Именно здесь необходимо продернуть через спор, который застал Гуссерль, нить психоаналитического опыта, поскольку именно из него на свет и являются все вышеназванные дисциплины, особенность которых в том, что они отвечают на вопрос об инстанции «я» положительно или условно положительно — допускают же они, в конце концов, тот же пренатальный опыт или опыт «самонастраивания на успех», которые сознательными явно не мыслятся — хотя (и это важно) и от точным образом понятого «бессознательного» в них тоже ничего нет. Продукты психологизма сегодня — это нечто наподобие справочника, своего рода лечебник или гадательная книга, которая позволяет нам малой кровью заполучить информацию о себе самих, будет ли это наш тип личности, борьба с фобиями, информация по самореализации и т.д. Другими словами, психологизм сегодня — это бесконечный поток лайфхаков, приемов самоусовершенствования, которые передаются от человеческой особи к человеческой особи — именно это, по сути, психологизмом и является, поскольку больше там ничего нет. Но перед тем, как начать спорить о том, является ли психологизм все–таки знанием — причем знанием предположительно репрессивным, обманывающим, идеологическим, посредством которого нами манипулируют и т.д. — знанием, которое исходит исключительно из нашего субъективного представления о том, чем человек является и на что он способен — вместо этого следует посмотреть на то, что я выше назвал популярностью всех этих видов современной психотерапии.

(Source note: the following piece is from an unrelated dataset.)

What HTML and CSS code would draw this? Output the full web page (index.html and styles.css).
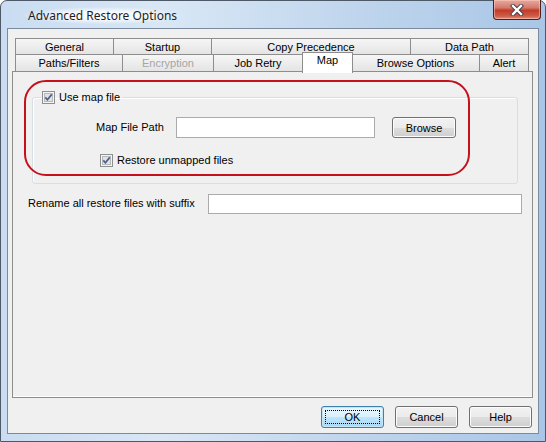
FILE: index.html
```html
<!DOCTYPE html>
<html lang="en">
<head>
    <meta charset="UTF-8">
    <title>Advanced Restore Options</title>
    <link rel="stylesheet" href="styles.css">
</head>
<body>
    <div class="window">
        <div class="titlebar">
            <span class="title">Advanced Restore Options</span>
            <button class="close-btn" aria-label="Close">
                <svg width="14" height="12" viewBox="0 0 14 12">
                    <path d="M3 2 L11 10 M11 2 L3 10" stroke="#3b3f4a" stroke-width="4.2" stroke-linecap="square"/>
                    <path d="M3 2 L11 10 M11 2 L3 10" stroke="#fff" stroke-width="2.4" stroke-linecap="square"/>
                </svg>
            </button>
        </div>

        <div class="client">
            <div class="tabs">
                <div class="tab-row">
                    <div class="tab tab-general">General</div>
                    <div class="tab tab-startup">Startup</div>
                    <div class="tab tab-copy">Copy Precedence</div>
                    <div class="tab tab-datapath">Data Path</div>
                </div>
                <div class="tab-row">
                    <div class="tab tab-paths">Paths/Filters</div>
                    <div class="tab tab-encryption disabled">Encryption</div>
                    <div class="tab tab-retry">Job Retry</div>
                    <div class="tab tab-map selected">Map</div>
                    <div class="tab tab-browse">Browse Options</div>
                    <div class="tab tab-alert">Alert</div>
                </div>
            </div>

            <div class="tab-panel">
                <fieldset class="group">
                    <legend>
                        <label class="check">
                            <span class="checkbox">
                                <svg width="13" height="13" viewBox="0 0 13 13"><use href="#check-mark"></use></svg>
                            </span>
                            Use map file
                        </label>
                    </legend>
                    <div class="form-row">
                        <span class="field-label">Map File Path</span>
                        <input type="text" class="text-input map-path">
                        <button class="btn browse-btn">Browse</button>
                    </div>
                    <label class="check restore-check">
                        <span class="checkbox">
                            <svg width="13" height="13" viewBox="0 0 13 13"><use href="#check-mark"></use></svg>
                        </span>
                        Restore unmapped files
                    </label>
                </fieldset>

                <div class="suffix-row">
                    <span class="field-label suffix-label">Rename all restore files with suffix</span>
                    <input type="text" class="text-input suffix-input">
                </div>

                <div class="highlight"></div>
            </div>

            <div class="dialog-buttons">
                <button class="btn default-btn"><span class="focus-ring">OK</span></button>
                <button class="btn">Cancel</button>
                <button class="btn">Help</button>
            </div>
        </div>
    </div>

    <svg style="display: none;">
        <symbol id="check-mark" viewBox="0 0 13 13">
            <rect x="0.5" y="0.5" width="12" height="12" fill="#f4f4f4" stroke="#8e8f8f"/>
            <rect x="2.5" y="2.5" width="8" height="8" fill="#e2e2e2" stroke="#b9b9b9"/>
            <path d="M3.3 6.4 L5.4 8.8 L9.8 3.4" fill="none" stroke="#4a5f8c" stroke-width="1.7"/>
        </symbol>
    </svg>
</body>
</html>
```

FILE: styles.css
```css
* {
    box-sizing: border-box;
}

body {
    margin: 0;
    font-family: "Liberation Sans", Arial, sans-serif;
    font-size: 11px;
    color: #000;
    background: #fff;
}

/* window frame */
.window {
    width: 546px;
    height: 442px;
    padding: 0 6px 7px;
    border: 1px solid #4d5967;
    border-radius: 7px 7px 0 0;
    background: linear-gradient(to right, #c9dcf1 0%, #d9e7f5 30%, #bcd3ec 70%, #a9c6e6 100%);
    display: flex;
    flex-direction: column;
}

.titlebar {
    height: 27px;
    display: flex;
    align-items: flex-start;
    position: relative;
}

.title {
    font-family: "Noto Sans", "Open Sans", sans-serif;
    font-size: 12px;
    margin: 6px 0 0 15px;
    padding: 0 6px;
    background: radial-gradient(ellipse at center, rgba(255, 255, 255, 0.85) 30%, rgba(255, 255, 255, 0) 72%);
    color: #1e1e1e;
}

.close-btn {
    margin-left: auto;
    margin-right: -2px;
    margin-top: -1px;
    width: 48px;
    height: 20px;
    border: 1px solid #4f2019;
    border-top: none;
    border-radius: 0 0 4px 4px;
    background: linear-gradient(#e8a99e 0%, #d47b6d 40%, #c23b28 55%, #cf5e48 85%, #e0917c 100%);
    box-shadow: inset 0 0 0 1px rgba(255, 210, 200, 0.5);
    padding: 0;
    display: flex;
    align-items: center;
    justify-content: center;
}

/* client area */
.client {
    flex: 1;
    border: 1px solid #7b8a9d;
    background: #f0f0f0;
    padding-top: 9px;
    display: flex;
    flex-direction: column;
}

.tabs {
    margin-left: 7px;
    width: 514px;
}

.tab-row {
    display: flex;
    height: 17px;
}

.tab-row:first-child {
    height: 16px;
}

.tab {
    height: 100%;
    border: 1px solid #8d8d8d;
    border-bottom: none;
    margin-left: -1px;
    background: linear-gradient(#f6f6f6, #e4e4e4);
    text-align: center;
    line-height: 16px;
    white-space: nowrap;
}

.tab:first-child {
    margin-left: 0;
}

.tab.disabled {
    color: #a5a5a5;
}

.tab.selected {
    background: #fff;
    height: 21px;
    margin-top: -2px;
    line-height: 14px;
    position: relative;
    z-index: 2;
    margin-right: -1px;
}

.tab-general { width: 99px; }
.tab-startup { width: 99px; }
.tab-copy { width: 200px; }
.tab-datapath { width: 119px; }

.tab-paths { width: 108px; }
.tab-encryption { width: 92px; }
.tab-retry { width: 90px; }
.tab-map { width: 51px; }
.tab-browse { width: 129px; }
.tab-alert { width: 50px; }

.tab-panel {
    position: relative;
    margin: 0 5px 0 4px;
    height: 327px;
    border: 1px solid #8d8d8d;
    box-shadow: inset 0 -1px 0 #fff;
}

/* map file group */
.group {
    margin: 18px 14px 0 19px;
    padding: 13px 0 16px;
    border: 1px solid #d5dfe5;
    border-radius: 3px;
    box-shadow: inset 1px 1px 0 #fff;
}

.group legend {
    margin-left: 8px;
    padding: 0 2px 0 1px;
}

.check {
    display: flex;
    align-items: center;
    gap: 4px;
    height: 14px;
}

.checkbox {
    width: 13px;
    height: 13px;
    display: block;
}

.checkbox svg {
    display: block;
}

.form-row {
    display: flex;
    align-items: center;
    padding-left: 63px;
}

.field-label {
    width: 80px;
    margin-top: -2px;
}

.text-input {
    height: 21px;
    border: 1px solid #ababab;
    background: #fff;
    margin: 0;
    padding: 0 3px;
    font: inherit;
}

.map-path {
    width: 199px;
}

.btn {
    width: 63px;
    height: 22px;
    padding: 0;
    font: inherit;
    color: #000;
    border: 1px solid #707070;
    border-radius: 3px;
    background: linear-gradient(#f2f2f2 0%, #ebebeb 50%, #dddddd 51%, #cfcfcf 100%);
    box-shadow: inset 0 0 0 1px #fcfcfc;
}

.browse-btn {
    width: 64px;
    height: 21px;
    margin-left: 17px;
}

.restore-check {
    margin: 15px 0 0 67px;
}

.suffix-row {
    display: flex;
    align-items: center;
    margin-top: 10px;
    padding-left: 15px;
}

.suffix-label {
    width: 180px;
}

.suffix-input {
    width: 314px;
    height: 20px;
}

/* red annotation around the map file group */
.highlight {
    position: absolute;
    left: 11px;
    top: 8px;
    width: 446px;
    height: 96px;
    border: 2px solid #c4111b;
    border-radius: 22px;
    pointer-events: none;
}

/* OK / Cancel / Help */
.dialog-buttons {
    display: flex;
    justify-content: flex-end;
    gap: 11px;
    padding: 8px 6px 0 0;
}

.default-btn {
    border-color: #3c7fb1;
    background: linear-gradient(#eaf6fd 0%, #d9f0fc 50%, #bee6fd 51%, #a7d9f5 100%);
    box-shadow: inset 0 0 0 1px #c4e5f6;
    padding: 3px;
}

.focus-ring {
    display: flex;
    align-items: center;
    justify-content: center;
    height: 100%;
    border: 1px dotted #000;
}
```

Необходимо искать к ним подступ именно в том самом наслаждении, которое их практикование вызывает. Именно поэтому я и сказал выше, что сегодня, скажем, в искусственно вызываемой истерической сцене весь баланс сосредоточен не на стороне истерички — даже не на стороне психолога, которым эта истеричка манипулирует. Не нужно быть семи пядей во лбу, чтобы увидеть здесь работу желания — иначе говоря, не нужно быть психоаналитиком, чтобы убедиться в том, что пренатальная педагогика или какая-нибудь арт-терапия работает по принципу мужа-рогоносца и изменяющей жены. Вполне может статься, что действительно каждая секунда пребывания ребенка во чреве равна миллиону лет в эволюции человечества, может статься и так, что каждый день ребенка, проведенный им внутри матери, действительно концентрирует в себе огромный опыт — тем не менее, просто невозможно не заметить, что те, кто собираются, чтобы этот опыт обсудить, собираются из каких-то совершенно других посылок. Их разговоры показывает непосредственную связь с тем, что психоанализ называет наслаждением. Речь идет не просто о приятной моральной щекотке, а о строгом термине, так как это наслаждение имеет определенную структуру.
Во-первых, его ни в коем случае нельзя мыслить в качестве так называемой «первичной энергии», гипотезы органицистского толка, которую с самого начала гонит от себя Фрейд в лице бесхитростного Ромена Ролана с его «нирванизмом», в котором субъект плавает как в теплой воде, не прилагая для этого ни малейших усилий и не имея представления о том, чем он наслаждается. Необходимо понимать, что существует вполне определенное место, где это наслаждение дает о себе знать и постоянно концентрируется, то, разумеется, находится оно в том самом месте, значение которого я постепенно приучаю аудиторию видеть — в месте, где производится отправление публичной речи. Именно там эти огромные массы наслаждения распределяются и поддерживаются — здесь мы, кстати, получаем реальную возможность возразить социологической теории публичности Пьера Бурдье, который во всех общественных начинаниях видит только проявление символического порядка борьбы за влияние — и не видит никакого наслаждения.
Но даже принимая во внимание это наслаждение было бы ошибочным сводить все к вопросу склонностей или проявлений какой-либо «человеческой природы». С нашей точки зрения напряжение, которое аккумулируют возле себя известные психологицистские начинания не могут быть рассмотрены как проявление чистого фанатизма, донаучного мракобесия или какой-либо резидуальности, которая досталась нам от мифологических времен — ничего подобного.